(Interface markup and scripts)

┄┄┄┄┄┄

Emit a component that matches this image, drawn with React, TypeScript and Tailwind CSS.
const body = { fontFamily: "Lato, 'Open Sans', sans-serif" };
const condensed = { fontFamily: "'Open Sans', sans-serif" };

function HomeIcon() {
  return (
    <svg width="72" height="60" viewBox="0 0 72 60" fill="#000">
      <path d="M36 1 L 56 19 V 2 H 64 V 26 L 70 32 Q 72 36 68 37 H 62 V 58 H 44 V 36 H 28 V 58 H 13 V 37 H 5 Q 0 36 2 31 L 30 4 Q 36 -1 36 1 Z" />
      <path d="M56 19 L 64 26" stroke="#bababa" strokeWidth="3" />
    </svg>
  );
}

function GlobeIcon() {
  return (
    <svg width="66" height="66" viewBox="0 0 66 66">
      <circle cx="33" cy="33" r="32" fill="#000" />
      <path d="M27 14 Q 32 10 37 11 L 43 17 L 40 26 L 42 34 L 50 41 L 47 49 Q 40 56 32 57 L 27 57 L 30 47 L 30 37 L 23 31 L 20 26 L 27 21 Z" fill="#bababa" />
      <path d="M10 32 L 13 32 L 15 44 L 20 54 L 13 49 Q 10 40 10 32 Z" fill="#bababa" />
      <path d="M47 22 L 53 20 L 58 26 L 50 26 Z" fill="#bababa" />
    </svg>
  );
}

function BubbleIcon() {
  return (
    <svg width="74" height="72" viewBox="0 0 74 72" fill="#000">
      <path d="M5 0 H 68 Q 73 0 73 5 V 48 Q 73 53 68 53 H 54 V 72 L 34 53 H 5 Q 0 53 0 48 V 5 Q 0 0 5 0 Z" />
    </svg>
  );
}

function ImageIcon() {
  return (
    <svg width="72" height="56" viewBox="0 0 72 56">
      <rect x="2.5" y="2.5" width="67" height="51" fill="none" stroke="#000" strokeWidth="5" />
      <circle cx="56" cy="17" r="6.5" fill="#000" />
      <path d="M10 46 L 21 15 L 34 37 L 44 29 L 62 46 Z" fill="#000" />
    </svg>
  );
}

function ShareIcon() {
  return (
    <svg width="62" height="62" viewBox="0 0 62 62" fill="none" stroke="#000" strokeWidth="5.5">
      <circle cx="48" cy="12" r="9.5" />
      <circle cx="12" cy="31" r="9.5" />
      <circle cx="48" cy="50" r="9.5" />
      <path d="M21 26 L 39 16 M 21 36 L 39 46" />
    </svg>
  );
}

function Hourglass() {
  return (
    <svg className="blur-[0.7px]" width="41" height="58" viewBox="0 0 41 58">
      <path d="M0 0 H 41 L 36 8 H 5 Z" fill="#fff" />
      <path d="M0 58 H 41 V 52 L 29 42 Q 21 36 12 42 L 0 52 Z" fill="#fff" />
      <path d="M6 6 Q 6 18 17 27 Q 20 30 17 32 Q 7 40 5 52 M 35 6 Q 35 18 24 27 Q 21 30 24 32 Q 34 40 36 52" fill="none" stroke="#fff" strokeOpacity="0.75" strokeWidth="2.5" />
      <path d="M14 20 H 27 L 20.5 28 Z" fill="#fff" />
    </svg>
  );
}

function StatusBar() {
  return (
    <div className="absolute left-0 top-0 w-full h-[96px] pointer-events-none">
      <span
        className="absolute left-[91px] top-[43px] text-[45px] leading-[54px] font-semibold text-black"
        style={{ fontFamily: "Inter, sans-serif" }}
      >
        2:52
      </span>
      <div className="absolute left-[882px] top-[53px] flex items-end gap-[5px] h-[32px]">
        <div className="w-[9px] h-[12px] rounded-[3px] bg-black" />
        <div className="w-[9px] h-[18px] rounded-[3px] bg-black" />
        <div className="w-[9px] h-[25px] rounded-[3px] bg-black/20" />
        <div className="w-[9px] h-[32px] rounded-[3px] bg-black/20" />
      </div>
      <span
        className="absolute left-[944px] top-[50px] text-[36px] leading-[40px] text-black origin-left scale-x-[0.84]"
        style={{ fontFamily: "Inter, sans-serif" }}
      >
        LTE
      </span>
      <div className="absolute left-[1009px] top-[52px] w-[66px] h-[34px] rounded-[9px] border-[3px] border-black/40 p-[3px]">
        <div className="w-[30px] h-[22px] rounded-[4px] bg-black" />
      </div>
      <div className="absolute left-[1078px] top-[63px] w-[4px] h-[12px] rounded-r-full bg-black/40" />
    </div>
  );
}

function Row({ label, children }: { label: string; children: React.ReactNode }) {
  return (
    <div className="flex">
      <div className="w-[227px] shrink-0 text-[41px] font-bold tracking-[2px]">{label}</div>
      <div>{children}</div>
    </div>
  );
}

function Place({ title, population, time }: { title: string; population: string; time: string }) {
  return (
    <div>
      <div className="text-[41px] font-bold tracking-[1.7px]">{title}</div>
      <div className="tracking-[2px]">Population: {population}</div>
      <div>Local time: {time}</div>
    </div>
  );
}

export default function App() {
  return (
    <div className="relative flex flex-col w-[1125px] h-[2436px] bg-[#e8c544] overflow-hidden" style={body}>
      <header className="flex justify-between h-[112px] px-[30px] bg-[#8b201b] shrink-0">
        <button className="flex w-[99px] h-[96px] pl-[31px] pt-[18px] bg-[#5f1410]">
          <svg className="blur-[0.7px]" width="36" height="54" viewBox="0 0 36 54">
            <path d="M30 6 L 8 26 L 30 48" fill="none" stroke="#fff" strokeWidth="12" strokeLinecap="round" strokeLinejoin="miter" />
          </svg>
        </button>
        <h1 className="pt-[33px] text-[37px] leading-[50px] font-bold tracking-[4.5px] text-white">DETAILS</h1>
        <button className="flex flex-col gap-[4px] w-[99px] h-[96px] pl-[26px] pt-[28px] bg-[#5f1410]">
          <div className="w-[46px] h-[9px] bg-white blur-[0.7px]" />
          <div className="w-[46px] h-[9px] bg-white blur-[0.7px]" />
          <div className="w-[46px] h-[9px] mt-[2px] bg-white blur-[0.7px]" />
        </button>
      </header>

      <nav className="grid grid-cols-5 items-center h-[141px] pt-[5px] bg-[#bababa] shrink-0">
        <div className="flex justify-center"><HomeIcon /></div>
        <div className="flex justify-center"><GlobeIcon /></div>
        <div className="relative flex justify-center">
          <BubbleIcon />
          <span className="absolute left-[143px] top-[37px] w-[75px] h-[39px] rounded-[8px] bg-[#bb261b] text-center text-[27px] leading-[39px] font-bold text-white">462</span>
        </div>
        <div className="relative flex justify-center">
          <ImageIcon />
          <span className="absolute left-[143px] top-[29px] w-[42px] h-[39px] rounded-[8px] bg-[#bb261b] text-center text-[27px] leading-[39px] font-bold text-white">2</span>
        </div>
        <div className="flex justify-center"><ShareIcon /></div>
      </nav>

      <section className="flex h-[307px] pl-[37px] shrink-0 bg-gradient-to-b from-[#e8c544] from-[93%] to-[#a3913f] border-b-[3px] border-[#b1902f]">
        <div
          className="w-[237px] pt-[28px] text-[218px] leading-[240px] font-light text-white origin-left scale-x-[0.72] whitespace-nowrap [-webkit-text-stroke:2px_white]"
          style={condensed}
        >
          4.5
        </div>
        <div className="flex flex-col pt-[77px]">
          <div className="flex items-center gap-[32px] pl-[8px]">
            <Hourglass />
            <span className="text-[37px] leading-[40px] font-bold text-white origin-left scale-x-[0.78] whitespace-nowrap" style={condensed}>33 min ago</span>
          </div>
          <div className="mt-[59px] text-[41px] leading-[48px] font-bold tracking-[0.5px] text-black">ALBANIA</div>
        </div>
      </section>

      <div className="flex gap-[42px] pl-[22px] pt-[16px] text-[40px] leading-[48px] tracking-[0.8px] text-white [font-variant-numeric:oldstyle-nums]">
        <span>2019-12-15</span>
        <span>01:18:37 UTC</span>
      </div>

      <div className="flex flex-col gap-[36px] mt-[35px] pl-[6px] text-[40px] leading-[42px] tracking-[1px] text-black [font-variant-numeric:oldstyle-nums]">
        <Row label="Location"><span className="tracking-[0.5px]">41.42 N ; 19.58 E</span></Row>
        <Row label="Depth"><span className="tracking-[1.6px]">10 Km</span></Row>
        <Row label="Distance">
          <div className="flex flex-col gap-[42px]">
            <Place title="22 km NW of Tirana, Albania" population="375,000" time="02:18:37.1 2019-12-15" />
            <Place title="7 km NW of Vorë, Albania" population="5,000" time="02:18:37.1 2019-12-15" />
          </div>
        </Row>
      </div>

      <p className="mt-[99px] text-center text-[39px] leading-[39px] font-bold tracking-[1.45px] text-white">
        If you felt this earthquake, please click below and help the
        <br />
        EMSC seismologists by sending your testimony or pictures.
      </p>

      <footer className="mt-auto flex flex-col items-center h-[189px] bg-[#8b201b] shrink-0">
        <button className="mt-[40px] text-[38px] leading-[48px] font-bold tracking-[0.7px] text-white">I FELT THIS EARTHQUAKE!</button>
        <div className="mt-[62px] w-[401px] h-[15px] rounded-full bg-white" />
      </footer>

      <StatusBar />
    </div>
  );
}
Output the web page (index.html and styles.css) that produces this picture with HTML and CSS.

┄┄┄┄┄┄

_What you need to do_
From the listing above, copy out each line where the word "with" appears.

_Finished exercise_
Emit a component that matches this image, drawn with React, TypeScript and Tailwind CSS.
Output the web page (index.html and styles.css) that produces this picture with HTML and CSS.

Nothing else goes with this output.